Marc Leclair: Musique Pour 3 Femmes Enceintes

Marc Leclair
Musique Pour 3 Femmes Enceintes
Mutek Records
2006-06-06

Marc Leclair, who also records under the Akufen, has a Matthew Herbert kind of approach to his art, a discipline of creating his brand of microhouse through chopped-up samples of radio static or guitar or classical music. Musique Pour 3 Femmes Enceintes (Music for Three Pregnant Women) is most certainly Marc Leclair over Akufen, since that micro-sampled house aesthetic is pretty far from sight. Inspired by his wife and two of his friends’ concurrent pregnancies, the work is Leclair’s concept-album response to pregnancy, and it is suitably (though not entirely) developmental, proceeding through aquatic, fetal Doppler to a relaxed kind of subtle house — not quite the blossoming revelation of birth, but at least within genre.

The album plays out the progression from one cell to full-term, a 71-minute continuous-playing evolution. The nine tracks are titled with the days of the fetus’ life, from “1er Jour” through birth at “274e Jour”. We know this going in; and I wonder how much this knowing the theme alters the experience of listening to the music. Because separated from the concept, these compositions could represent anything: when the rain and thunder of a summer storm provide the background to “85e Jour”, how are we supposed to understand a growing baby?

So, do we think of this as individual tracks, or a continuous whole? Neither is perfect; individual tracks take a long time to establish individual character, often expanding in warm ambient synths for a few minutes before a distinctive theme establishes itself. And from the perspective of the whole, there’s often a lull between “jours”, as one track’s percussion fades, another’s yet to arrive — there are multiple lulls where the expected development seems to have halted.
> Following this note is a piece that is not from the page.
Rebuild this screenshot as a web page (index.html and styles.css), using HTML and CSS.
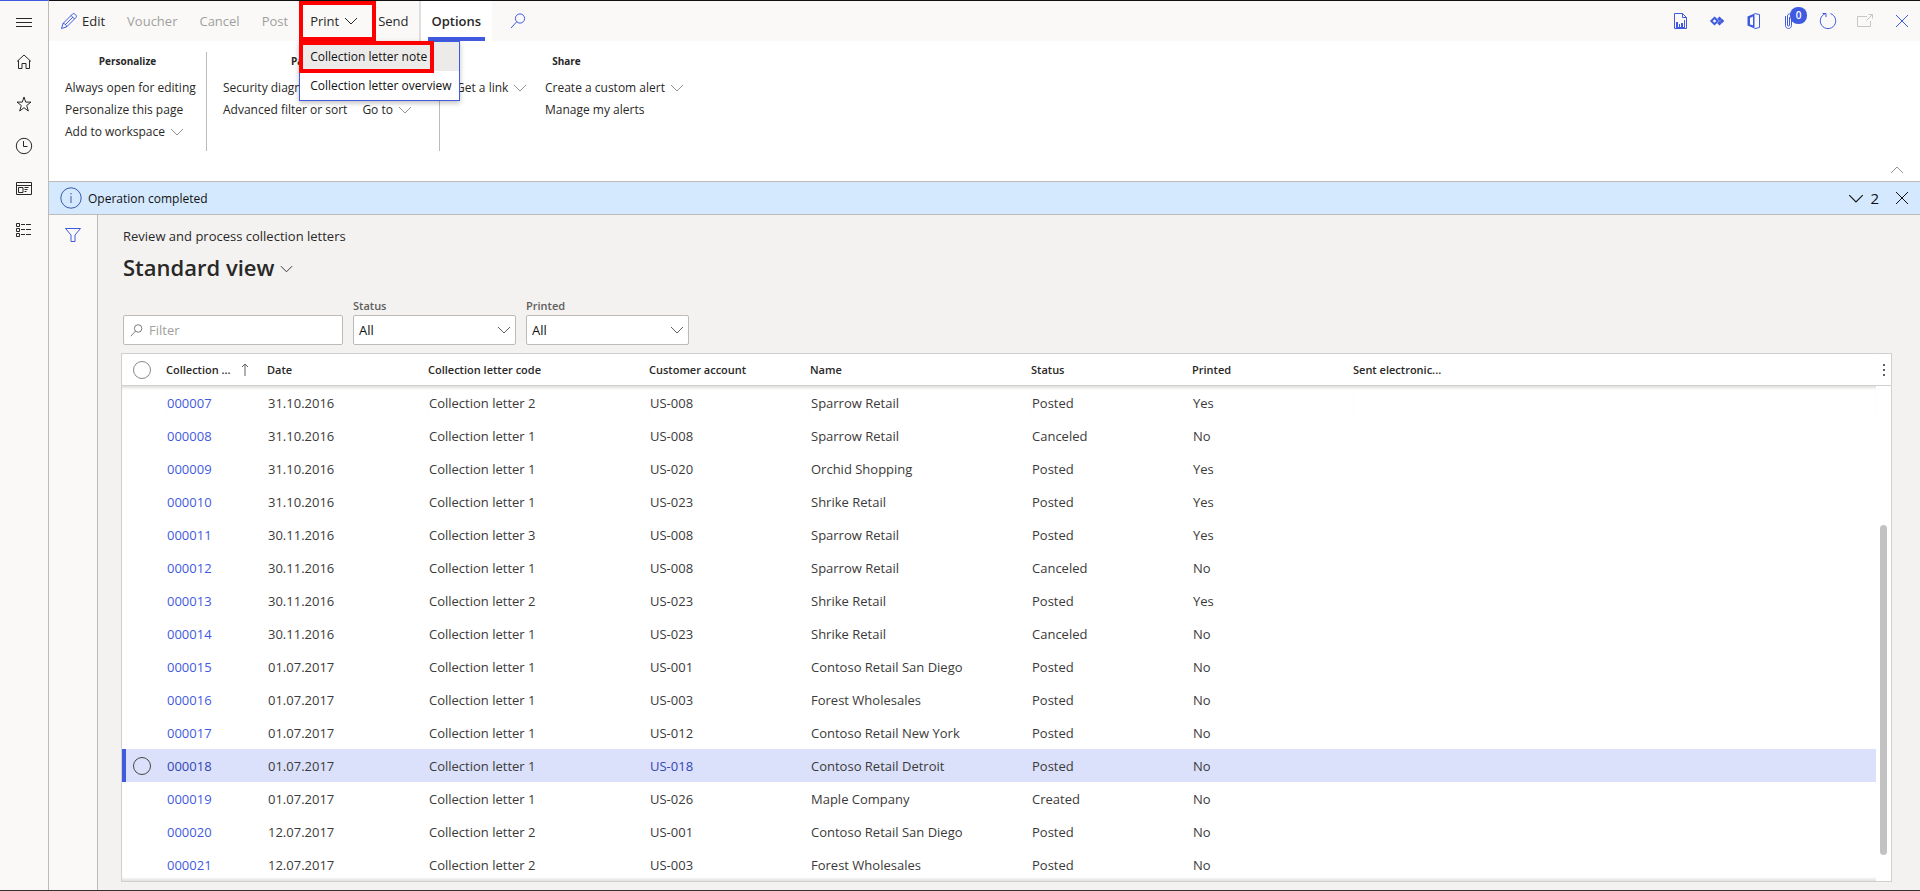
FILE: index.html
```html
<!DOCTYPE html>
<html lang="en">
<head>
<meta charset="utf-8">
<title>Review and process collection letters</title>
<link rel="stylesheet" href="styles.css">
</head>
<body>
<svg class="defs" aria-hidden="true">
  <symbol id="chev" viewBox="0 0 14 8"><path d="M1 1l6 6 6-6"/></symbol>
  <symbol id="x" viewBox="0 0 14 14"><path d="M1 1l12 12M13 1L1 13"/></symbol>
  <symbol id="search" viewBox="0 0 16 16"><circle cx="10" cy="5.5" r="4.6"/><path d="M6.7 8.8L1 15"/></symbol>
</svg>
<div class="app">
  <nav class="rail" aria-label="Navigation">
    <button aria-label="Expand"><svg viewBox="0 0 18 18"><path d="M1 4.5h16M1 8.5h16M1 12.5h16"/></svg></button>
    <button aria-label="Home"><svg viewBox="0 0 18 18"><path d="M2 8.5L9 2l7 6.500M3.500 7.500v8h3.500v-5h4v5h3.500v-8"/></svg></button>
    <button aria-label="Favorites"><svg viewBox="0 0 18 18"><path d="M9 2l1.700 5.100h5.300l-4.300 3.400 1.600 5.500L9 12.700 4.700 16l1.600-5.500L2 7.100h5.300z"/></svg></button>
    <button aria-label="Recent"><svg viewBox="0 0 18 18"><circle cx="9" cy="9" r="7.700"/><path d="M8.500 4v5.500h4"/></svg></button>
    <button aria-label="Workspaces"><svg viewBox="0 0 18 18"><path d="M1.500 3.500h15v12h-15zM1.500 6.500h15M3.500 8.500h4.500v5h-4.500zM9.500 8.500h4M9.500 10.500h3M9.500 12.500h2"/></svg></button>
    <button aria-label="Modules"><svg viewBox="0 0 18 18"><path d="M1.500 2.500h3v3h-3zM1.500 7.500h3v3h-3zM1.500 12.500h3v3h-3zM6 3.500h4M11 3.500h5M6 8.500h4M11 8.500h5M6 13.500h4M11 13.500h5"/></svg></button>
  </nav>
  <div class="main">
    <header class="actions">
      <button class="act edit"><svg viewBox="0 0 18 18"><path d="M1.500 16.500l1.500-5L12.500 2c1.500-1.500 5 1.500 3.500 3.500L6.500 15l-5 1.500zM3 11.500c2 0 3.500 1.500 3.500 3.500M11 3.500l3.500 3.500M5 13l8-8"/></svg>Edit</button>
      <button class="act" disabled>Voucher</button>
      <button class="act" disabled>Cancel</button>
      <button class="act" disabled>Post</button>
      <div class="print">
        <button class="act" aria-expanded="true">Print<svg class="chev"><use href="#chev"/></svg></button>
        <div class="menu" role="menu">
          <button class="on" role="menuitem">Collection letter note</button>
          <button role="menuitem">Collection letter overview</button>
        </div>
      </div>
      <button class="act send">Send</button>
      <button class="act tab">Options</button>
      <button class="act find" aria-label="Search"><svg><use href="#search"/></svg></button>
      <div class="tools">
        <button aria-label="Report"><svg viewBox="0 0 18 18"><path d="M3.500 1.500h8l4 4v11h-12zM11.500 1.500v4h4M5 15.500h9"/><path class="solid" d="M5 10h2v5h-2zM8 12h1v3h-1zM10 11h2v4h-2zM13 8h1v7h-1z"/></svg></button>
        <button aria-label="Power Apps"><svg viewBox="0 0 18 18"><path class="thick" d="M6.500 5.800L9.700 9 6.500 12.200 3.300 9z"/><path class="solid" d="M11.500 4.500l2.300 2.300-2.300 2.300-2.300-2.300zM11.500 9l2.300 2.300-2.300 2.300-2.300-2.300zM14 6.700L16.300 9 14 11.300 11.700 9z"/></svg></button>
        <button aria-label="Office"><svg viewBox="0 0 18 18"><path d="M9.500 1.500l5 1v13l-5 1.200"/><path class="solid" fill-rule="evenodd" d="M2.500 4.500L9.500 1.500v15l-7-3zM5 6v6.500l3 .8V4.500z"/></svg></button>
        <button aria-label="Attachments"><svg viewBox="0 0 18 18"><path d="M3.500 4v9.500c0 4 6 4 6 0V4c0-2.800-4-2.800-4 0v9c0 1.600 2 1.600 2 0V5"/></svg><span class="badge">0</span></button>
        <button aria-label="Refresh"><svg viewBox="0 0 18 18"><path d="M11.500 1.600a7.700 7.700 0 1 1-5 0M3.500 1.500h3.500v3.500"/></svg></button>
        <button aria-label="Open in new window" disabled><svg viewBox="0 0 18 18"><path d="M11 4.500H1.500v10h13V9M10.500 8.500l6-6M12.500 2.500h4v4"/></svg></button>
        <button aria-label="Close"><svg class="x"><use href="#x"/></svg></button>
      </div>
    </header>
    <section class="ribbon">
      <div class="group g1"><h2>Personalize</h2><div class="cols"><div>
        <button>Always open for editing</button><button>Personalize this page</button><button>Add to workspace<svg class="chev"><use href="#chev"/></svg></button></div></div></div>
      <div class="group g2"><h2>Page options</h2><div class="cols"><div>
        <button>Security diagnostics</button><button>Advanced filter or sort</button></div><div class="second"><button>&nbsp;</button><button>Go to<svg class="chev"><use href="#chev"/></svg></button></div></div></div>
      <div class="group g3"><h2>&nbsp;</h2><div class="cols"><div><button>Get a link<svg class="chev"><use href="#chev"/></svg></button></div></div></div>
      <div class="group g4"><h2>Share</h2><div class="cols"><div>
        <button>Create a custom alert<svg class="chev"><use href="#chev"/></svg></button><button>Manage my alerts</button></div></div></div>
      <button class="collapse" aria-label="Collapse"><svg class="chev up"><use href="#chev"/></svg></button>
    </section>
    <div class="message" role="status">
      <svg class="info" viewBox="0 0 22 22"><circle cx="11" cy="11" r="10.200"/><path d="M11 9v7M11 6v1.500"/></svg>
      <span class="note">Operation completed</span>
      <button class="count"><svg class="chev"><use href="#chev"/></svg>2</button>
      <button aria-label="Dismiss"><svg class="x"><use href="#x"/></svg></button>
    </div>
    <div class="work">
      <aside class="pane"><button aria-label="Filters"><svg viewBox="0 0 18 18"><path d="M1.500 2.500h15L11 9v6.500H7V9z"/></svg></button></aside>
      <main class="content">
        <p class="caption">Review and process collection letters</p>
        <h1>Standard view<svg class="chev"><use href="#chev"/></svg></h1>
        <div class="filters">
          <label class="quick"><svg><use href="#search"/></svg><input type="text" placeholder="Filter" aria-label="Filter"></label>
          <div class="field"><label for="st">Status</label><div class="pick"><select id="st"><option>All</option></select><svg class="chev"><use href="#chev"/></svg></div></div>
          <div class="field"><label for="pr">Printed</label><div class="pick"><select id="pr"><option>All</option></select><svg class="chev"><use href="#chev"/></svg></div></div>
        </div>
        <div class="grid">
          <div class="body">
          <table>
            <colgroup><col class="w45"><col class="w101"><col class="w161"><col class="w221"><col class="w161"><col class="w221"><col class="w161"><col class="w161"><col></colgroup>
            <thead><tr><th><input type="radio" name="row" aria-label="Select all"></th><th><span class="sorted">Collection ...<svg viewBox="0 0 10 14"><path d="M5 1v12M2 4l3-3 3 3"/></svg></span></th><th>Date</th><th>Collection letter code</th><th>Customer account</th><th>Name</th><th>Status</th><th>Printed</th><th>Sent electronic...</th></tr></thead>
            <tbody>
<tr><td></td><td><a href="#">000007</a></td><td>31.10.2016</td><td>Collection letter 2</td><td>US-008</td><td>Sparrow Retail</td><td>Posted</td><td>Yes</td><td></td></tr>
<tr><td></td><td><a href="#">000008</a></td><td>31.10.2016</td><td>Collection letter 1</td><td>US-008</td><td>Sparrow Retail</td><td>Canceled</td><td>No</td><td></td></tr>
<tr><td></td><td><a href="#">000009</a></td><td>31.10.2016</td><td>Collection letter 1</td><td>US-020</td><td>Orchid Shopping</td><td>Posted</td><td>Yes</td><td></td></tr>
<tr><td></td><td><a href="#">000010</a></td><td>31.10.2016</td><td>Collection letter 1</td><td>US-023</td><td>Shrike Retail</td><td>Posted</td><td>Yes</td><td></td></tr>
<tr><td></td><td><a href="#">000011</a></td><td>30.11.2016</td><td>Collection letter 3</td><td>US-008</td><td>Sparrow Retail</td><td>Posted</td><td>Yes</td><td></td></tr>
<tr><td></td><td><a href="#">000012</a></td><td>30.11.2016</td><td>Collection letter 1</td><td>US-008</td><td>Sparrow Retail</td><td>Canceled</td><td>No</td><td></td></tr>
<tr><td></td><td><a href="#">000013</a></td><td>30.11.2016</td><td>Collection letter 2</td><td>US-023</td><td>Shrike Retail</td><td>Posted</td><td>Yes</td><td></td></tr>
<tr><td></td><td><a href="#">000014</a></td><td>30.11.2016</td><td>Collection letter 1</td><td>US-023</td><td>Shrike Retail</td><td>Canceled</td><td>No</td><td></td></tr>
<tr><td></td><td><a href="#">000015</a></td><td>01.07.2017</td><td>Collection letter 1</td><td>US-001</td><td>Contoso Retail San Diego</td><td>Posted</td><td>No</td><td></td></tr>
<tr><td></td><td><a href="#">000016</a></td><td>01.07.2017</td><td>Collection letter 1</td><td>US-003</td><td>Forest Wholesales</td><td>Posted</td><td>No</td><td></td></tr>
<tr><td></td><td><a href="#">000017</a></td><td>01.07.2017</td><td>Collection letter 1</td><td>US-012</td><td>Contoso Retail New York</td><td>Posted</td><td>No</td><td></td></tr>
<tr class="sel"><td><input type="radio" name="row" aria-label="Select 000018"></td><td><a href="#">000018</a></td><td>01.07.2017</td><td>Collection letter 1</td><td><a href="#">US-018</a></td><td>Contoso Retail Detroit</td><td>Posted</td><td>No</td><td></td></tr>
<tr><td></td><td><a href="#">000019</a></td><td>01.07.2017</td><td>Collection letter 1</td><td>US-026</td><td>Maple Company</td><td>Created</td><td>No</td><td></td></tr>
<tr><td></td><td><a href="#">000020</a></td><td>12.07.2017</td><td>Collection letter 2</td><td>US-001</td><td>Contoso Retail San Diego</td><td>Posted</td><td>No</td><td></td></tr>
<tr><td></td><td><a href="#">000021</a></td><td>12.07.2017</td><td>Collection letter 2</td><td>US-003</td><td>Forest Wholesales</td><td>Posted</td><td>No</td><td></td></tr>
            </tbody>
          </table>
          </div>
          <div class="gutter"><button aria-label="Grid options"><i></i><i></i><i></i></button><div class="track"><div class="thumb"></div></div></div>
        </div>
      </main>
    </div>
  </div>
</div>
</body>
</html>
```
FILE: styles.css
```css
*, *::before, *::after { box-sizing: border-box; }
body { margin: 0; font: 13px/18px "Open Sans", "Noto Sans", sans-serif; color: #292827; background: #f3f2f1; }
h1, h2, p { margin: 0; }
button { font: inherit; color: inherit; background: none; border: 0; padding: 0; margin: 0; }
a { color: #3f5ae0; text-decoration: none; }
svg { fill: none; stroke: currentColor; width: 18px; height: 18px; flex: none; }
.defs { position: absolute; width: 0; height: 0; }
.chev { width: 14px; height: 8px; }
.x { width: 14px; height: 14px; }
.solid { fill: currentColor; stroke: none; }
.thick { stroke-width: 2; }

.app { display: flex; min-height: 100vh; border-bottom: 1px solid #33302c; }
.rail { width: 49px; border-top: 1px solid #3f5ae0; border-right: 1px solid #bdbbb9; background: #faf9f8; display: flex; flex-direction: column; }
.rail button { height: 42px; display: flex; align-items: center; justify-content: center; }
.rail button:first-child { height: 40px; padding-top: 3px; }
.main { flex: 1; min-width: 0; display: flex; flex-direction: column; border-top: 1px solid #111; }

.actions { height: 40px; display: flex; background: #faf9f8; padding-left: 1px; }
.act { height: 40px; padding: 0 11px; display: flex; align-items: center; white-space: nowrap; }
.act:disabled { color: #a19f9d; }
.edit { gap: 4px; padding-left: 10px; }
.edit svg, .find svg, .tools svg { color: #3f5ae0; }
.print { position: relative; width: 77px; outline: 4px solid #f00; outline-offset: -4px; }
.print .act { gap: 5px; width: 100%; }
.menu { position: absolute; z-index: 2; top: 40px; left: 0; width: 161px; border: 1px solid #3f5ae0; background: #fff; box-shadow: 0 2px 5px rgba(0,0,0,.25); font-size: 12px; }
.menu button { display: block; width: 100%; height: 29px; padding-left: 10px; text-align: left; white-space: nowrap; color: #111; }
.menu .on { background: #edebe9; position: relative; }
.menu .on::after { content: ""; position: absolute; left: -1px; top: -1px; width: 135px; height: 32px; border: 4px solid #f00; }
.send { padding: 0 10px 0 2px; }
.tab { position: relative; background: #fff; font-weight: 600; border-left: 2px solid #e1dfdd; }
.tab::after { content: ""; position: absolute; left: 7px; right: 7px; bottom: 0; height: 4px; background: #3f5ae0; }
.find { padding-left: 18px; }
.find svg { width: 16px; height: 16px; }
.tools { margin-left: auto; display: flex; }
.tools button { width: 37px; height: 40px; display: flex; align-items: center; justify-content: center; position: relative; }
.tools button:disabled svg { color: #c8c6c4; }
.badge { position: absolute; left: 18px; top: 6px; width: 17px; height: 17px; border-radius: 8px; background: #3f5ae0; color: #fff; font-size: 10px; line-height: 17px; text-align: center; font-weight: 600; }

.ribbon { display: flex; background: #fff; height: 141px; border-bottom: 1px solid #bdbbb9; padding-top: 11px; font-size: 12px; }
.ribbon h2 { font-size: 10px; line-height: 18px; font-weight: 700; text-align: center; }
.group { height: 99px; padding: 0 16px; }
.group button { display: flex; align-items: center; gap: 5px; height: 22px; white-space: nowrap; }
.group .chev, .collapse { color: #979593; }
.cols { display: flex; padding-top: 7px; }
.g1 { width: 158px; border-right: 1px solid #bdbbb9; }
.g2 { width: 233px; border-right: 1px solid #bdbbb9; }
.second { margin-left: 15px; }
.g3 { width: 105px; }
.g4 { width: 164px; padding: 0; }
.g4 h2 { width: 43px; }
.collapse { margin: auto 16px 6px auto; height: 14px; }
.up { transform: rotate(180deg); }

.message { display: flex; align-items: center; height: 33px; background: #d4e9fe; border-bottom: 1px solid #bdbbb9; padding: 0 11px; font-size: 12px; color: #111; }
.info { width: 22px; height: 22px; color: #3b5aaa; margin-right: 6px; }
.note { padding-top: 2px; }
.count { margin-left: auto; margin-right: 16px; display: flex; align-items: center; gap: 6px; font-size: 15px; }
.count .chev { width: 16px; height: 9px; }
.message .x { display: block; }

.work { flex: 1; display: flex; }
.pane { width: 49px; background: #faf9f8; border-right: 1px solid #bdbbb9; color: #3f5ae0; }
.pane button { width: 48px; height: 40px; display: flex; justify-content: center; align-items: center; }
.content { flex: 1; min-width: 0; padding: 12px 28px 8px 23px; display: flex; flex-direction: column; }
.caption { padding-left: 2px; }
h1 { font-size: 22px; line-height: 30px; font-weight: 600; padding-left: 2px; margin-top: 7px; display: flex; align-items: center; gap: 6px; }
h1 .chev { margin-top: 4px; width: 13px; }
.filters { display: flex; align-items: flex-end; gap: 10px; padding: 15px 0 8px 2px; }
.quick { width: 220px; height: 30px; display: flex; align-items: center; gap: 6px; padding: 0 6px; border: 1px solid #bdbbb9; border-radius: 2px; background: #fff; }
.quick svg { width: 13px; height: 13px; color: #605e5c; }
.quick input { font: inherit; border: 0; outline: 0; width: 100%; padding: 0; background: none; }
.quick input::placeholder { color: #a19f9d; }
.field { width: 163px; }
.field label { display: block; color: #605e5c; font-weight: 600; font-size: 11px; line-height: 18px; }
.pick { position: relative; }
.pick select { appearance: none; width: 100%; height: 30px; display: block; border: 1px solid #bdbbb9; border-radius: 2px; background: #fff; font: inherit; padding: 0 5px; color: #111; }
.pick .chev { position: absolute; right: 5px; top: 11px; color: #605e5c; }

.grid { flex: 1; display: flex; border: 1px solid #d2d0ce; background: #fff; }
.body { flex: 1; min-width: 0; box-shadow: inset 0 -4px 3px -2px #e1dfdd; }
table { width: 100%; table-layout: fixed; border-collapse: separate; border-spacing: 0; }
.w45 { width: 44px; } .w101 { width: 101px; } .w161 { width: 161px; } .w221 { width: 221px; }
th { height: 32px; border-bottom: 1px solid #d2d0ce; font-size: 11px; font-weight: 600; text-align: left; padding: 0; white-space: nowrap; }
td { height: 33px; padding: 0 0 0 1px; white-space: nowrap; color: #3b3a39; }
th:first-child, td:first-child { padding-left: 11px; }
tbody tr:first-child td { box-shadow: inset 0 4px 3px -2px #e1dfdd; }
.sorted { display: flex; align-items: center; gap: 9px; }
.sorted svg { width: 10px; height: 14px; color: #605e5c; }
input[type=radio] { appearance: none; display: block; width: 18px; height: 18px; margin: 0; border: 1px solid #8a8886; border-radius: 50%; background: none; }
.sel input[type=radio] { border-color: #484644; }
.sel td { background: #dbe1fb; }
.sel td:first-child { box-shadow: inset 4px 0 #3f5ae0; }
.sel a { color: #3346b5; }
.gutter { width: 15px; display: flex; flex-direction: column; }
.gutter button { height: 32px; border-bottom: 1px solid #d2d0ce; display: flex; flex-direction: column; align-items: center; justify-content: center; gap: 3px; }
.gutter i { width: 2px; height: 2px; background: #605e5c; }
.track { flex: 1; padding: 139px 4px 26px; display: flex; }
.thumb { width: 7px; border-radius: 4px; background: #c2c2c2; }
```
“1er Jour” opens proceedings with a skeletal rhythm traded between headphones like a heartbeat; as the beat slowly builds, it gains a kind of complexity, adding more lines in a space-filled wash of sound. A single note is held throughout, the thread of life. Pings of electricity-like signals from a prenatal nervous system create a kind of computer-infused life … and it’s begun.

Tracks go through various phases — tocking, tinkling or wallowing — but a lot of the time there’s no real sense of a “track,” more of a continuum. “85e Jour” opens without beat, a watery synth-pad womb, but just continues in this vein, offering little by way of track development. “114e Jour” is better, slowly building a theme through repetitions of this jangly back-and-forth synth bit between speakers; and the soft heart-beat that intrudes and fades at 3:30 is a nice touch. When it gets going, “150e Jour” is a pretty, warm-synth and triplet-driven track with the soft beginning of more break-beat influenced, harder electro sounds. The complex rhythms and guitar-sampled house sounds don’t really enter the picture until the second-to-last track (but it’s a highlight, all unexpected complexity and groove).

It’s in keeping with the disc’s theme that the final track, “205e Jour”, is the most complete: the only place where any sustained sense of Leclair’s 4/4 techno heritage is really exhibited. Taken as a whole, Musique Pour 3 Femmes Enceintes is an interesting project, though perhaps more so in concept than in execution. It’s primarily one for fans of more experimental ambient/electronic music, because while it has some great moments, it can be tough-going for those used to tracks with a beginning, a middle, and an end.